Empty Chalets: A Blessing or a Curse? 

Originally published in Gstaad Life Magazine - July 2015

 
 

“Schade!” some say upon hearing that yet another farmhouse will be transformed from a year-round residence into a McMansion Chalet, empty fifty-one weeks per year. An exaggeration? Not really. Since my neighbor bought his house more than five years ago, I’ve yet to set eyes on him.

Does the above reflection have something to do with the exodus of local families? Or is it Swiss thrift? Or envy? That billionaires build thousand-square meter homes next to farmers who are denied permission to add a child’s bedroom is a strange juxtaposition.

Attitudes aside, from what I have come to understand, the problem of “cold beds” is a long running issue in many communities around the world. Foreigners are blamed for buying up holiday homes in popular destinations like Gstaad only to have them unoccupied for most of the year.

Be it jealousy, environmental concerns or intolerance for the quiet of the off-seasons, people’s reasons are varied. No group was more vocal against “cold beds” than the authors and supporters of the Lex Weber law that came into effect in 2013. The law placed a nationwide cap on the total number of secondary homes at 20%, way below the Saanenland’s 49% level.

The effects of the law have been interesting: construction boomed, in large part due to the rush of planning applicants who got their projects approved before the deadline. Also, some say prices have risen short term, spurring speculation, which the law was trying to curb. And this law does nothing to stop the conversion of farmhouses into residences for flat taxpayers. These homes are considered primary residences, not secondary.

Some people blame ‘cold beds’ for the ailing state of the ski lift corporation and for the closing of local shops like von Siebenthal’s. I’m not sure that’s justified. Many factors are at play here, and this subject could be the focus of a possible future column.

There is even dissent between chalet owners. There are those who want a quiet “country club” feel, no change, and definitely no concert halls. And then there are those who want life in the villages; and their agendas align with those of my local friends, who miss the nightlife, the gallery openings, the concerts, and who resent increased random alcohol checks by the police during low season (shouldn’t they increase them in high season?)
How do I feel about “cold beds”? Actually, I don’t mind them.

  • I like the peace and quiet that they bring.

  • My dog doesn’t bark at every person hiking by my house.

  • I don’t get woken up in the night by loud shrieks.

  • There’s less car traffic, albeit more cow and tractor traffic.

  • Fewer drivers who don’t know the right-of-way rules nor know how to drive backwards on the Grubenstrasse.No lines of cars in the tunnel.

  • Plenty of space in the COOP parking lot.

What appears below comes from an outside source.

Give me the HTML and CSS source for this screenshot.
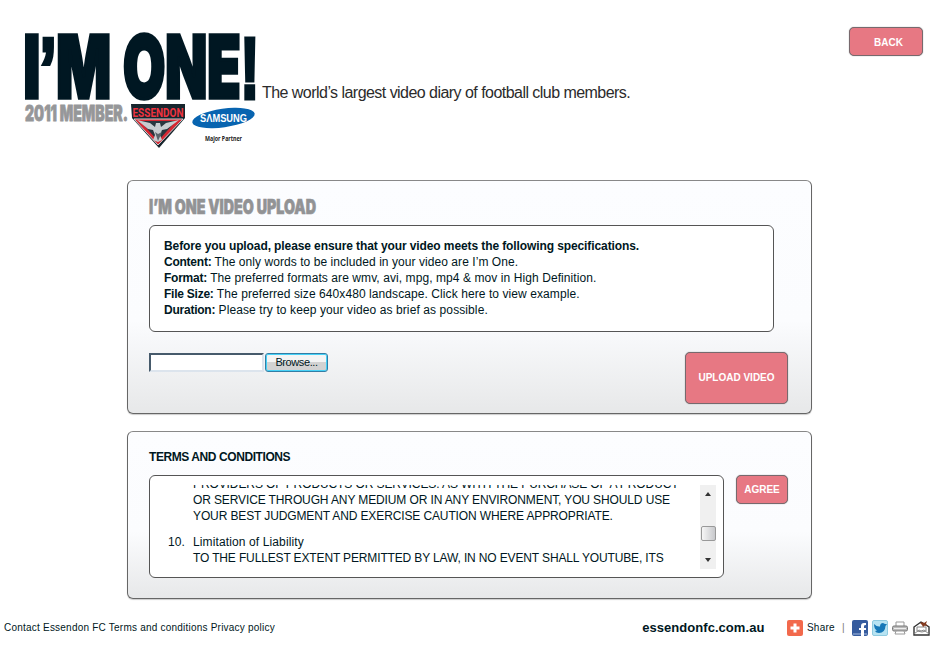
FILE: index.html
```html
<!DOCTYPE html>
<html lang="en">
<head>
<meta charset="utf-8">
<title>I'm One Video Upload</title>
<link rel="stylesheet" href="styles.css">
</head>
<body>
<header class="header">
  <svg class="brand" width="240" height="122" viewBox="20 30 240 122">
    <g class="brand-name">
      <text x="23.500" y="97.500" font-size="86" textLength="87.500" lengthAdjust="spacingAndGlyphs">I<tspan class="mark">’</tspan>M</text>
      <text x="123" y="97.500" font-size="86" textLength="136" lengthAdjust="spacingAndGlyphs">ONE<tspan class="mark">!</tspan></text>
    </g>
    <text class="brand-sub" x="25" y="121" font-size="21" textLength="103" lengthAdjust="spacingAndGlyphs">2011 MEMBER.</text>
    <path d="M131 104H185V118L159 148L132 118Z" fill="#17252d"/>
    <path d="M134 119H183L158 145Z" fill="#d52732" stroke="#cbd0d2"/>
    <path d="M140 121H176L158 141Z" fill="#29363e"/>
    <path d="M137 120l13 3 5 4 1-4h4l1 4 5-4 13-3-12 9-5 1-2 5 2 5-4 2-5-2 2-5-2-5-5-1z" fill="#c7cccf"/>
    <path d="M155 132l3 9 4-9-4 2z" fill="#596269"/>
    <text class="club" x="132.500" y="117" textLength="51" lengthAdjust="spacingAndGlyphs">ESSENDON</text>
    <ellipse cx="223.500" cy="118" rx="31.500" ry="9.300" transform="rotate(-8 223.500 118)" fill="#0864b0"/>
    <text class="samsung" x="200" y="122" textLength="47" lengthAdjust="spacingAndGlyphs">SΛMSUNG</text>
    <text class="partner" x="205" y="141" textLength="37" lengthAdjust="spacingAndGlyphs">Major Partner</text>
  </svg>
  <p class="tagline">The world’s largest video diary of football club members.</p>
  <button class="btn back">BACK</button>
</header>

<main>
  <section class="panel upload">
    <svg class="title" width="170" height="22" viewBox="0 0 170 22"><text x="0" y="18" textLength="167" lengthAdjust="spacingAndGlyphs">I’M ONE VIDEO UPLOAD</text></svg>
    <div class="specs">
      <p class="l1"><b>Before you upload, please ensure that your video meets the following specifications.</b></p>
      <p class="l2"><b>Content:</b> The only words to be included in your video are I’m One.</p>
      <p class="l3"><b>Format:</b> The preferred formats are wmv, avi, mpg, mp4 &amp; mov in High Definition.</p>
      <p class="l4"><b>File Size:</b> The preferred size 640x480 landscape. Click here to view example.</p>
      <p class="l5"><b>Duration:</b> Please try to keep your video as brief as possible.</p>
    </div>
    <div class="actions">
      <div class="file"><span class="field"></span><button class="browse">Browse...</button></div>
      <button class="btn send">UPLOAD VIDEO</button>
    </div>
  </section>

  <section class="panel terms">
    <h2>TERMS AND CONDITIONS</h2>
    <div class="terms-row">
      <div class="terms-box">
        <div class="scroll">
          <div class="copy">
            <p class="t1">PROVIDERS OF PRODUCTS OR SERVICES. AS WITH THE PURCHASE OF A PRODUCT</p>
            <p class="t2">OR SERVICE THROUGH ANY MEDIUM OR IN ANY ENVIRONMENT, YOU SHOULD USE</p>
            <p class="t3">YOUR BEST JUDGMENT AND EXERCISE CAUTION WHERE APPROPRIATE.</p>
            <p class="item"><span class="num">10.</span>Limitation of Liability</p>
            <p class="t4">TO THE FULLEST EXTENT PERMITTED BY LAW, IN NO EVENT SHALL YOUTUBE, ITS</p>
          </div>
          <div class="bar"><i class="up"></i><i class="thumb"></i><i class="down"></i></div>
        </div>
      </div>
      <button class="btn agree">AGREE</button>
    </div>
  </section>
</main>

<footer class="footer">
  <nav class="links">Contact Essendon FC Terms and conditions Privacy policy</nav>
  <strong class="site">essendonfc.com.au</strong>
  <div class="share">
    <svg width="16" height="16"><rect width="16" height="16" rx="2" fill="#f2694c"/><path d="M8 3.500v9M3.500 8h9" stroke="#fff" stroke-width="3"/></svg>
    <span class="share-text">Share</span><span class="sep">|</span>
    <svg width="16" height="16"><rect width="16" height="16" rx="2" fill="#365c9e"/><path d="M1 13h14v2H1z" fill="#6e8cc0"/><path d="M14 3h-2q-3 0-3 3v2H7v2h2v6h3v-6h2V8h-2V6q0-1 2-1z" fill="#fff"/></svg>
    <svg class="gap4" width="16" height="16"><rect x=".5" y=".5" width="15" height="15" rx="1.500" fill="#b7e3f2" stroke="#8fcbe0"/><path d="M2 4q3 3 6 2.500Q8 3 11 3l2 1 2 0-1.500 2Q13 13 7 13q-3 0-4-2l2-.5Q2 9 2 4z" fill="#1678b8"/></svg>
    <svg class="gap4" width="16" height="16" fill="none"><path d="M4 6V2h8v4" fill="#fff" stroke="#999"/><rect x=".5" y="6" width="15" height="5" rx="1.500" fill="#bbb" stroke="#777"/><path d="M2 8.500h12" stroke="#eee"/><path d="M4 11h8l1 3H3z" fill="#fff" stroke="#999"/></svg>
    <svg class="gap5" width="17" height="16" fill="none"><path d="M1 7l7-5 8 5v8H1z" fill="#fff" stroke="#333" stroke-width="1.400"/><path d="M4 7h9v4l-4 1-5-1z" fill="#fff" stroke="#888"/><path d="M1 14l5-4 2 1 3-1 5 4" stroke="#888"/><path d="M7 3l2-1 2 1 3-2-1 3 2 2-3-.5-2 1.500-1-2z" fill="#843b20"/></svg>
  </div>
</footer>
</body>
</html>
```

FILE: styles.css
```css
* { box-sizing: border-box; }
body { margin: 0; width: 948px; height: 650px; overflow: hidden; background: #fff; color: #001722; font: 12px/16px "Liberation Sans", Arial, sans-serif; }
p, h2 { margin: 0; white-space: nowrap; }
button { font-family: inherit; padding: 0; margin: 0; }
.header { display: flex; height: 180px; padding: 27px 25px 0 20px; align-items: flex-start; }
.brand { display: block; flex: none; margin-top: 3px; overflow: visible; }
.brand-name { fill: #001722; stroke: #001722; stroke-width: 3.6; font-family: Inter, sans-serif; font-weight: 900; }
.mark { font-family: "Liberation Sans", Arial, sans-serif; stroke-width: 5; }
.brand-sub { fill: #969799; stroke: #969799; stroke-width: .8; font-family: Inter, sans-serif; font-weight: 900; }
.club { fill: #ee3340; font: bold 13px Roboto, sans-serif; }
.samsung { fill: #fff; font: bold 10px "Liberation Sans", sans-serif; }
.partner { fill: #222; font: bold 6.5px "Noto Sans", sans-serif; }
.tagline { margin: 56px 0 0 2px; color: #2b2b2b; font-size: 16px; line-height: 20px; letter-spacing: -.54px; }
.btn { background: #e77883; border: 1px solid #77696d; border-radius: 5px; color: #fff; font-weight: bold; font-size: 10px; line-height: 12px; box-shadow: 0 0 1px #777; }
.back { width: 74px; height: 29px; margin-left: auto; padding: 2px 0 0 5px; }
main { width: 685px; margin-left: 127px; }
.panel { border: 1px solid #666; border-top-color: #888; border-radius: 6px; background: linear-gradient(#fcfdff 0, #fbfcfe 60%, #e7e8e9 100%); box-shadow: 0 1px 1px #ccc; }
.upload { height: 234px; padding: 15px 0 0 21px; }
.title { display: block; overflow: visible; font: 900 20px Inter, sans-serif; fill: #929395; stroke: #929395; stroke-width: .7; }
.specs { width: 625px; height: 107px; margin-top: 7px; padding: 12px 14px; border: 1px solid #555; border-radius: 6px; background: #fff; }
.specs b { letter-spacing: -.24px; }
.specs .l1 b { letter-spacing: -.1px; }
.l2 { letter-spacing: .06px; }
.l3, .l4 { letter-spacing: .08px; }
.l5 { letter-spacing: .1px; }
.actions { display: flex; justify-content: space-between; margin: 20px 23px 0 0; }
.file { display: flex; align-items: flex-start; padding-top: 1px; gap: 1px; }
.field { width: 115px; height: 19px; background: #fff; border: 2px solid #465a6b; border-right-color: #dce4ed; border-bottom-color: #dce4ed; }
.browse { width: 63px; height: 19px; color: #001722; font-size: 11px; line-height: 15px; border: 1px solid #327da5; border-radius: 3px; box-shadow: inset 0 0 0 1px #46d1f7; background: linear-gradient(#f4f4f4 45%, #d2d2d2 50%); letter-spacing: -.4px; }
.send { width: 103px; height: 52px; }
.terms { height: 168px; margin-top: 17px; padding: 17px 0 0 21px; }
h2 { font-size: 12px; line-height: 16px; letter-spacing: -.42px; }
.terms-row { display: flex; align-items: flex-start; gap: 12px; margin-top: 10px; }
.terms-box { width: 575px; height: 103px; padding: 9px 7px 8px 14px; background: #fff; border: 1px solid #555; border-radius: 6px; }
.scroll { height: 84px; display: flex; overflow: hidden; justify-content: space-between; }
.copy { margin-top: -9px; padding-left: 29px; }
.t1 { letter-spacing: -.1px; }
.t2, .t3 { letter-spacing: -.12px; }
.t4 { letter-spacing: -.14px; }
.item { display: flex; margin: 10px 0 0 -25px; letter-spacing: .12px; }
.num { width: 25px; }
.bar { width: 16px; height: 84px; background: #f0f0f0; display: flex; flex-direction: column; align-items: center; }
.up { margin-top: 7px; border: 3.5px solid transparent; border-top: 0; border-bottom: 4px solid #333; }
.thumb { margin-top: 30px; width: 15px; height: 15px; background: linear-gradient(90deg, #f6f6f6, #c8c9cc); border: 1px solid #999; border-radius: 2px; }
.down { margin-top: 17px; border: 3.5px solid transparent; border-bottom: 0; border-top: 4px solid #333; }
.agree { width: 52px; height: 29px; }
.footer { display: flex; align-items: center; height: 16px; margin-top: 21px; padding: 0 18px 0 4px; font-size: 10px; }
.links { width: 639px; letter-spacing: .22px; }
.site { width: 144px; font-size: 13px; letter-spacing: .05px; }
.share { display: flex; align-items: center; margin-left: 1px; }
.share-text { margin-left: 4px; width: 35px; letter-spacing: .2px; }
.sep { width: 10px; color: #777; }
.gap4 { margin-left: 4px; }
.gap5 { margin-left: 5px; }
```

  • No reservations necessary in restaurants (my favorites are the ones open year-round).

  • Local friends have time to say hello, drink a coffee and chat.Local friends have employment: they manage, maintain, clean, improve, and secure these properties.

  • Empty chalets represent tax revenue for the commune and the canton, lessening all of our burdens.

  • When chalet owners come, they spend tons of money and sponsor events like the Menuhin Festival.

The most significant negative I see is the heavy carbon footprint these empty chalets represent, seeing as large spaces and indoor pools are heated year-round. But unless I can stop driving cars or going on holiday, I can’t really point a finger.

Should these empty chalets start costing us collectively, the commune could levy a tax on empty secondary homes as is done in the UK to fund housing projects and ailing infrastructure.

When I asked my teenage daughter her opinion, she said: “Empty chalets are a little creepy… but at least they are well maintained.”